Considérant, en deuxième lieu, qu’il ressort des pièces du dossier, notamment de l’avis du service départemental de lutte contre l’incendie, et qu’il n’est d’ailleurs pas contesté par la commune, que les accès à la construction envisagée ne sont de nature ni à entraver le passage des engins de lutte contre l’incendie, ni à représenter un danger pour la sécurité des usagers des voies publiques et des fidèles ;

Considérant, en troisième lieu, que la commune d’Etampes avait demandé, devant les premiers juges, qu’il soit procédé à une substitution de motifs en faisant valoir que la toiture de la construction envisagée aurait une pente de 70 degrés et méconnaîtrait ainsi les prescriptions de l’article UE 11 du règlement du plan d’occupation des sols, qui imposent la réalisation d’une pente comprise entre 35 et 50 degrés ; qu’il ressort, toutefois, des pièces du dossier, notamment du plan de masse fourni à l’appui de la demande de permis de construire, que la pente de la construction envisagée est non de 70 degrés, comme le soutient la commune d’Etampes, mais de 70 pour cent, soit 36 degrés ; que, dès lors, le nouveau motif ainsi invoqué par la commune pour justifier le refus de délivrer le permis sollicité manque en fait ;

Considérant qu’il résulte de ce qui précède que l’ASSOCIATION LOCALE POUR LE CULTE DES TEMOINS DE JEHOVAH D’ETAMPES est fondée, par les différents moyens ainsi invoqués, seuls de nature, en l’état du dossier, à justifier l’annulation de la décision critiquée, à soutenir que c’est à tort que, par le jugement attaqué, le Tribunal administratif de Versailles a rejeté sa demande ;

Sur les conclusions à fin d’injonction :

Considérant qu’aux termes de l’article L. 911-1 du code de justice administrative : Lorsque sa décision implique nécessairement qu’une personne morale de droit public ou un organisme de droit privé chargé de la gestion d’un service public prenne une mesure d’exécution dans un sens déterminé, la juridiction, saisie de conclusions en ce sens, prescrit, par la même décision, cette mesure assortie, le cas échéant, d’un délai d’exécution. ;

Considérant que l’exécution du présent arrêt implique que la commune d’Etampes procède au réexamen de la demande de permis de construire déposée par l’ASSOCIATION LOCALE POUR LE CULTE DES TEMOINS DE JEHOVAH D’ETAMPES ; qu’il y a lieu, en conséquence, d’enjoindre à la commune d’Etampes de procéder à ce réexamen et d’assortir cette injonction d’une astreinte de 150 euros par jour de retard, en l’absence d’intervention d’une nouvelle décision dans un délai de deux mois à compter de la notification du présent arrêt ;

Sur l’application de l’article L. 761-1 du code de justice administrative :

Considérant que les dispositions de l’article L. 761-1 du code de justice administrative font obstacle à ce que soit mis à la charge de l’ASSOCIATION LOCALE POUR LE CULTE DES TEMOINS DE JEHOVAH D’ETAMPES, qui n’est pas, dans la présente instance, la partie perdante, le versement à la commune d’Etampes de la somme demandée par cette dernière au titre des frais exposés et non compris dans les dépens ;

Considérant, en revanche, qu’il y a lieu, en application de ces mêmes dispositions, de mettre à la charge de la commune d’Etampes le versement à l’ASSOCIATION LOCALE POUR LE CULTE DES TEMOINS DE JEHOVAH D’ETAMPES d’une somme de 3 000 euros au titre des frais exposés et non compris dans les dépens ;

DECIDE

Article 1er : Le jugement du 8 juillet 2008 du Tribunal administratif de Versailles et la décision du 5 mai 2006 du maire d’Etampes refusant la délivrance d’un permis de construire à l’ASSOCIATION LOCALE POUR LE CULTE DES TEMOINS DE JEHOVAH D’ETAMPES sont annulés.

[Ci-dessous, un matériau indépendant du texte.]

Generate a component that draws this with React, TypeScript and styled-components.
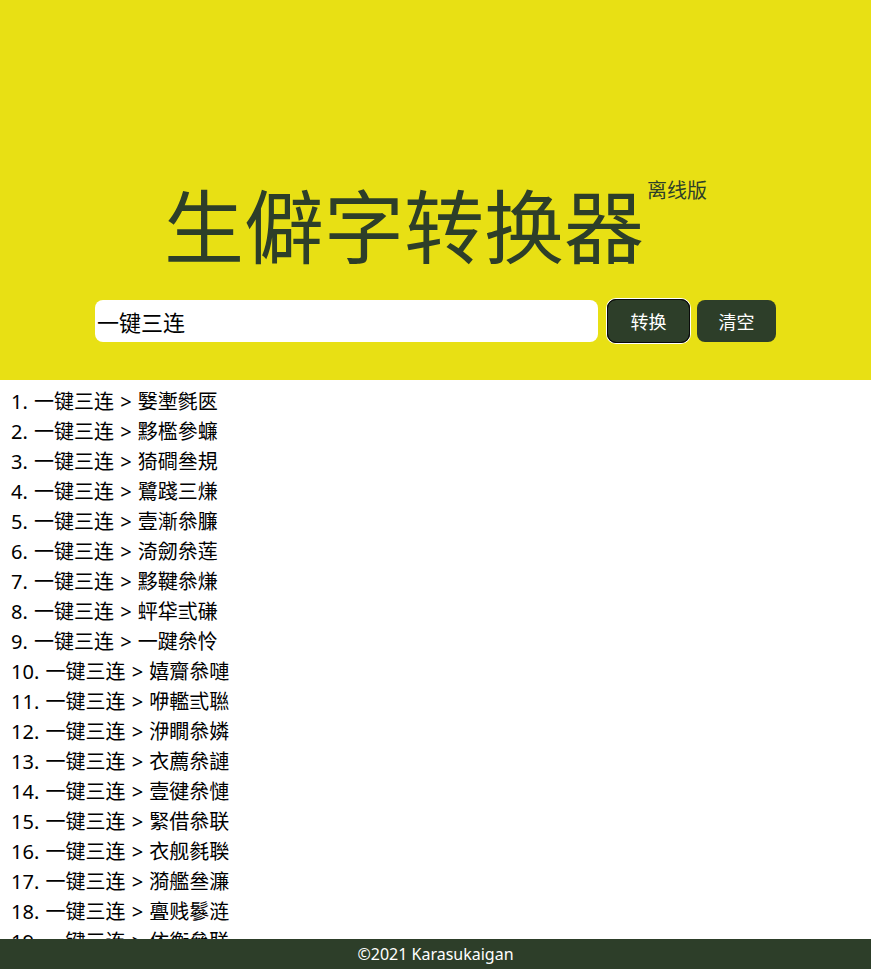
import React, { useState } from 'react';
import styled, { createGlobalStyle } from 'styled-components';

const GlobalStyle = createGlobalStyle`
  html, body {
    margin: 0;
    padding: 0;
    background: #ffffff;
    font-family: 'Noto Sans', 'Noto Sans CJK SC', sans-serif;
  }
`;

const results = [
  '嫛壍毿匧',
  '黟檻參蠊',
  '猗磵叄規',
  '鷺踐三熑',
  '壹漸叅臁',
  '渏劒㕘莲',
  '黟鞬叅熑',
  '蚲牮弎磏',
  '一踺㕘怜',
  '嬉齎叅嗹',
  '咿轞弎聮',
  '洢瞯叅嫾',
  '衣薦㕘謰',
  '壹徤㕘慩',
  '緊借叅联',
  '衣舰毵聫',
  '漪艦叄濂',
  '亹贱鬖涟',
  '依衡叅联',
  '咿檻參漣',
  '壹踐弎連',
];

export default function App() {
  const [text, setText] = useState('一键三连');
  const [list, setList] = useState(results);

  return (
    <>
      <GlobalStyle />
      <Header>
        <Title>
          生僻字转换器<Badge>离线版</Badge>
        </Title>
        <SearchRow>
          <Input value={text} onChange={(e) => setText(e.target.value)} />
          <Button focused onClick={() => setList(results)}>
            转换
          </Button>
          <Button
            onClick={() => {
              setText('');
              setList([]);
            }}
          >
            清空
          </Button>
        </SearchRow>
      </Header>
      <List>
        {list.map((item, index) => (
          <Item key={index}>
            {index + 1}. {text || '一键三连'} &gt; {item}
          </Item>
        ))}
      </List>
      <Footer>©2021 Karasukaigan</Footer>
    </>
  );
}

const Header = styled.header`
  height: 380px;
  background: #e8e014;
  display: flex;
  flex-direction: column;
  align-items: center;
  box-sizing: border-box;
  padding-top: 182px;
`;

const Title = styled.h1`
  margin: 0;
  font-family: 'Noto Sans CJK SC', sans-serif;
  font-size: 80px;
  line-height: 80px;
  font-weight: 400;
  color: #2d3e29;
  position: relative;
  padding-right: 63px;
`;

const Badge = styled.sup`
  position: absolute;
  right: 0;
  top: -4px;
  font-size: 20px;
  line-height: 24px;
  color: #2d3e29;
`;

const SearchRow = styled.div`
  margin-top: 38px;
  display: flex;
  align-items: center;
`;

const Input = styled.input`
  width: 503px;
  height: 42px;
  box-sizing: border-box;
  border: none;
  border-radius: 8px;
  padding: 0 2px;
  font-family: 'Noto Sans CJK SC', sans-serif;
  font-size: 22px;
  color: #000;
  background: #fff;
  outline: none;
`;

const Button = styled.button<{ focused?: boolean }>`
  height: 42px;
  width: 81px;
  margin-left: 10px;
  border: none;
  border-radius: 8px;
  background: #2d3e29;
  color: #fff;
  font-family: 'Noto Sans CJK SC', sans-serif;
  font-size: 18px;
  cursor: pointer;
  outline: ${({ focused }) => (focused ? '1px solid #0a0a0a' : 'none')};
  box-shadow: ${({ focused }) => (focused ? '0 0 0 1px #0a0a0a, 0 0 0 2px #ffffff' : 'none')};

  & + & {
    margin-left: 8px;
    width: 79px;
  }
`;

const List = styled.ul`
  list-style: none;
  margin: 0;
  padding: 7px 0 40px 11px;
`;

const Item = styled.li`
  font-size: 20px;
  line-height: 30px;
  color: #000;
  font-family: 'Noto Sans', 'Noto Sans CJK SC', sans-serif;
  word-spacing: 1px;
`;

const Footer = styled.footer`
  position: fixed;
  left: 0;
  right: 0;
  bottom: 0;
  height: 30px;
  line-height: 30px;
  background: #2d3e29;
  color: #fff;
  text-align: center;
  font-size: 16px;
  font-family: 'Noto Sans', 'Noto Sans CJK SC', sans-serif;
`;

Article 2 : Il est enjoint à la commune d’Etampes de procéder au réexamen de la demande de permis de construire déposée par l’ASSOCIATION LOCALE POUR LE CULTE DES TEMOINS DE JEHOVAH D’ETAMPES le 8 avril 2002 dans un délai de deux mois à compter de la notification du présent arrêt, sous astreinte de 150 euros par jour de retard.

Article 3 : Il est mis à la charge de la commune d’Etampes le versement à l’ASSOCIATION LOCALE POUR LE CULTE DES TEMOINS DE JEHOVAH D’ETAMPES d’une somme de 3 000 euros en application de l’article L. 761-1 du code de justice administrative.